There is no “monopoly” in the printer industry and it’s definitely not holding the economy “hostage”.
We do not need the government to break up “Big Printer”.
My comment is a general one on markets at large, hyper-focusing on the printer market is only valid as a rhetorical device.
The printer market is a commodity market - the very opposite of a monopoly.
I was making a general argument about the pattern one can see across the economy. The printer market is another example of the same pattern that we see all over the place.
I don't claim that the printer market is a single entity that towers over all - my point is that our economic system optimises for this eventuality. Again: this isn't controversial, antitrust laws have been in place for a very long time.
But which technology market is a legally defined “monopoly”? Before you mention the phone market, that was already adjudicated during the Epic trial and found not to be the case.

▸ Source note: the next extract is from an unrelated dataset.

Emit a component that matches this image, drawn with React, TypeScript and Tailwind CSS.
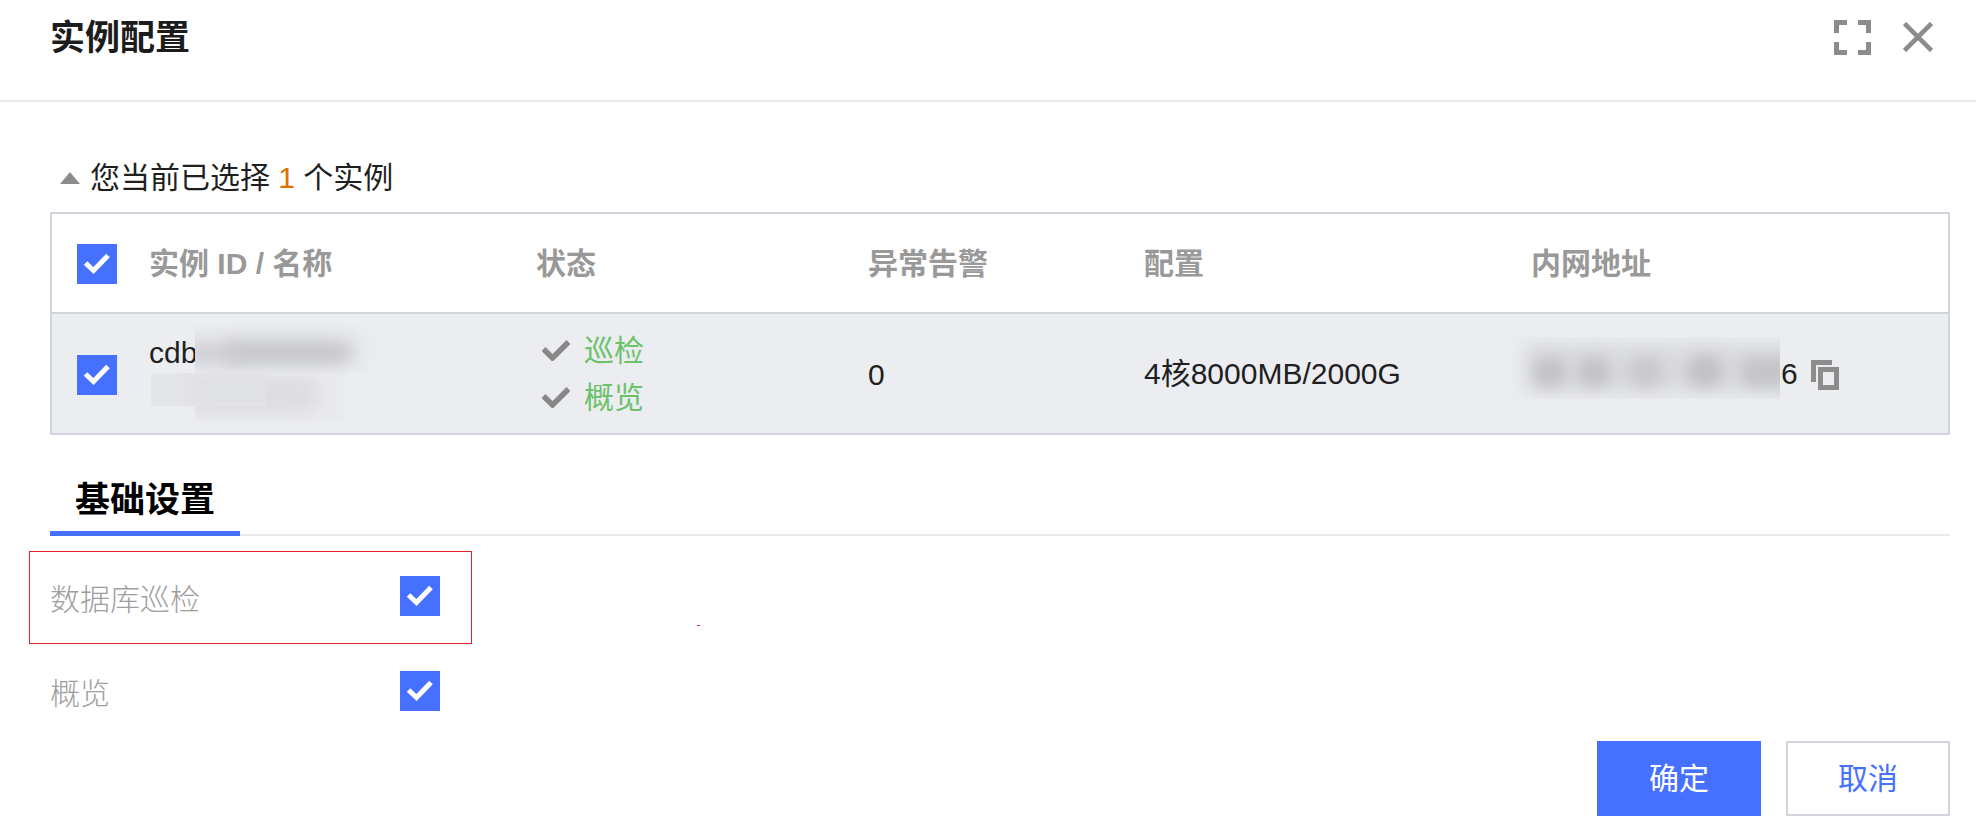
const FONT = "font-['Liberation_Sans','Noto_Sans_CJK_SC',sans-serif]";

function Checkbox() {
  return (
    <span className="block h-10 w-10 shrink-0 bg-[#4670ff]">
      <svg width="40" height="40" viewBox="0 0 40 40" fill="none">
        <path d="M8.5 19 L16.5 26.5 L31 11.5" stroke="#fff" strokeWidth="5" />
      </svg>
    </span>
  );
}

function Tick() {
  return (
    <svg width="28" height="22" viewBox="0 0 28 22" fill="none" className="mr-[14px] shrink-0">
      <path d="M1.5 10 L10.5 19 L26.5 3" stroke="#888888" strokeWidth="5.5" />
    </svg>
  );
}

function Blur({ className, blobs }: { className: string; blobs: string[] }) {
  return (
    <div className={`absolute overflow-hidden ${className}`}>
      {blobs.map((b, i) => (
        <div key={i} className={`absolute ${b}`} />
      ))}
    </div>
  );
}

export default function App() {
  return (
    <div className={`relative h-[830px] w-[1976px] overflow-hidden bg-white text-[30px] text-[#1f1f1f] ${FONT}`}>
      <header className="h-[102px] border-b-2 border-[#e8e9ef]">
        <div className="flex h-[74px] items-center justify-between pl-[50px] pr-[43px]">
          <h1 className="pt-[2px] text-[35px] font-bold leading-10 text-[#1c1c1c]">实例配置</h1>
          <div className="flex items-center gap-[32px]">
            <svg width="37" height="35" viewBox="0 0 37 35" fill="none" stroke="#8c8c8c" strokeWidth="5">
              <path d="M2.5 13 V2.5 H13 M24 2.5 H34.5 V13 M2.5 22 V32.5 H13 M24 32.5 H34.5 V22" />
            </svg>
            <svg width="30" height="30" viewBox="0 0 30 30" fill="none" stroke="#8c8c8c" strokeWidth="4.6">
              <path d="M1.5 1.5 L28.5 28.5 M28.5 1.5 L1.5 28.5" />
            </svg>
          </div>
        </div>
      </header>

      <main className="pl-[50px] pr-[26px]">
        <div className="mb-[14px] box-content flex h-10 items-center pt-[56px]">
          <span className="ml-[10px] mr-[10px] h-0 w-0 border-x-[10px] border-b-[12px] border-x-transparent border-b-[#8c8c8c]" />
          <span className="leading-10">
            您当前已选择 <span className="text-[#e07000]">1</span> 个实例
          </span>
        </div>

        <section className="border-2 border-[#d1d5de]">
          <div className="grid h-[100px] grid-cols-[97px_387px_332px_276px_387px_1fr] items-center border-b-2 border-[#d1d5de] font-bold text-[#999999]">
            <div className="pl-[25px] pt-[2px]"><Checkbox /></div>
            <div>实例 ID / 名称</div>
            <div>状态</div>
            <div>异常告警</div>
            <div>配置</div>
            <div>内网地址</div>
          </div>
          <div className="grid h-[119px] grid-cols-[97px_387px_332px_276px_387px_1fr] items-center bg-[#ebedf1]">
            <div className="pl-[25px] pt-[3px]"><Checkbox /></div>
            <div className="relative h-full">
              <div className="pt-[19px] leading-10">cdb</div>
              <Blur
                className="left-[46px] top-[11px] h-[48px] w-[190px] bg-[#ebedf1]"
                blobs={[
                  "left-[-20px] top-[10px] h-[32px] w-[185px] rounded-full bg-[#dfe0e4] blur-[10px]",
                  "left-[30px] top-[20px] h-[16px] w-[125px] rounded-full bg-[#bcbdc2] blur-[9px]",
                  "left-[-10px] top-[22px] h-[14px] w-[60px] rounded-full bg-[#cbccd1] blur-[8px]",
                ]}
              />
              <Blur
                className="left-[46px] top-[59px] h-[48px] w-[150px] bg-[#e9eaee]"
                blobs={[
                  "left-[-10px] top-[4px] h-[36px] w-[135px] rounded-full bg-[#dcdde1] blur-[8px]",
                ]}
              />
              <Blur
                className="left-[2px] top-[59px] h-[33px] w-[115px] bg-[#e4e5e9]"
                blobs={[
                  "left-[40px] top-[4px] h-[28px] w-[90px] bg-[#dfe0e4] blur-[6px]",
                ]}
              />
            </div>
            <div className="pl-[6px] text-[#6cc26a]">
              <div className="flex h-[47px] items-center"><Tick />巡检</div>
              <div className="flex h-[47px] items-center"><Tick />概览</div>
            </div>
            <div className="pt-[2px]">0</div>
            <div>4核8000MB/2000G</div>
            <div className="relative h-full">
              <div className="flex h-full items-center pl-[250px]">
                <span>6</span>
                <svg width="28" height="30" viewBox="0 0 28 30" className="ml-[13px] mt-[2px]" fill="none" stroke="#8c8c8c">
                  <path d="M2.5 22 V2.5 H21" strokeWidth="5" />
                  <rect x="9.5" y="9.5" width="16" height="18" strokeWidth="5" />
                </svg>
              </div>
              <Blur
                className="left-[-21px] top-[23px] h-[62px] w-[270px] bg-[#ebedf1]"
                blobs={[
                  "left-[15px] top-[6px] h-[50px] w-[290px] bg-[#d9dade] blur-[9px]",
                  "left-[23px] top-[20px] h-[30px] w-[34px] rounded-full bg-[#c2c3c8] blur-[7px]",
                  "left-[67px] top-[20px] h-[30px] w-[34px] rounded-full bg-[#c2c3c8] blur-[7px]",
                  "left-[118px] top-[20px] h-[30px] w-[36px] rounded-full bg-[#c8c9cd] blur-[7px]",
                  "left-[177px] top-[18px] h-[32px] w-[36px] rounded-full bg-[#c0c1c6] blur-[7px]",
                  "left-[230px] top-[20px] h-[30px] w-[60px] rounded-full bg-[#c4c5c9] blur-[7px]",
                ]}
              />
            </div>
          </div>
        </section>

        <div className="mt-[40px] h-[61px] border-b-2 border-[#e8e9ef]">
          <div className="h-[61px] w-[190px] border-b-[5px] border-[#4670ff] text-center text-[35px] font-bold leading-[50px] text-black">
            基础设置
          </div>
        </div>

        <div className="ml-[-21px] mt-[15px] flex h-[93px] w-[443px] items-center justify-between border border-[#e0242c] pl-5 pr-[31px] font-light text-[#9e9e9e]">
          <span className="pt-[3px]">数据库巡检</span>
          <span className="-mt-[3px]"><Checkbox /></span>
        </div>

        <div className="mt-[27px] flex h-10 w-[390px] items-start justify-between font-light text-[#9e9e9e]">
          <span className="leading-[46px]">概览</span>
          <Checkbox />
        </div>

        <div className="mt-[30px] flex justify-end gap-[25px]">
          <button className="h-[75px] w-[164px] bg-[#4670ff] text-white">确定</button>
          <button className="h-[75px] w-[164px] border-2 border-[#d1d5de] bg-white text-[#4670ff]">取消</button>
        </div>
      </main>

      <div className="absolute left-[697px] top-[625px] h-px w-[3px] bg-[#e0242c]" />
    </div>
  );
}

As far as “everyone agreeing that capitalism optimizes for monopolies”. The car market has been around for over a century, is it a monopoly? The computer market? Exactly which market around technology is a legally defined “monopoly”?
This is not even close to being correct. First, monopolies are almost always the products of government interference with markets; "natural" monopolies are rare. Second, antitrust mechanisms were not put in place by benevolent governments to help consumers; they were put in place by governments who were getting political contributions from the failed competitors of the so-called "monopolies", who could not compete on a level playing field and so went to the govenrment to buy favors. The actual results of antitrust enforcement have been to make things worse for consumers, not better.
If you don't know the argument against your point of view, that is a good time to do some reading, not more writing.
> my point is that our economic system optimises for this eventuality. Again: this isn't controversial, antitrust laws have been in place for a very long time.
This is a very strange argument, the fact that laws exist to prevent/punish something doesn't mean that everyone agrees that society is optimized to cause such eventualities. Laws are on the books in case something "bad" happens, it doesn't mean that society or the economy is structured to hurtle us towards those "bad" situations. It just means, they could happen and we need to deal with them. There are numerous laws against murder, but I doubt anyone would argue that everyone agrees that our society is inexorably optimized towards common and widespread homicidal tendencies.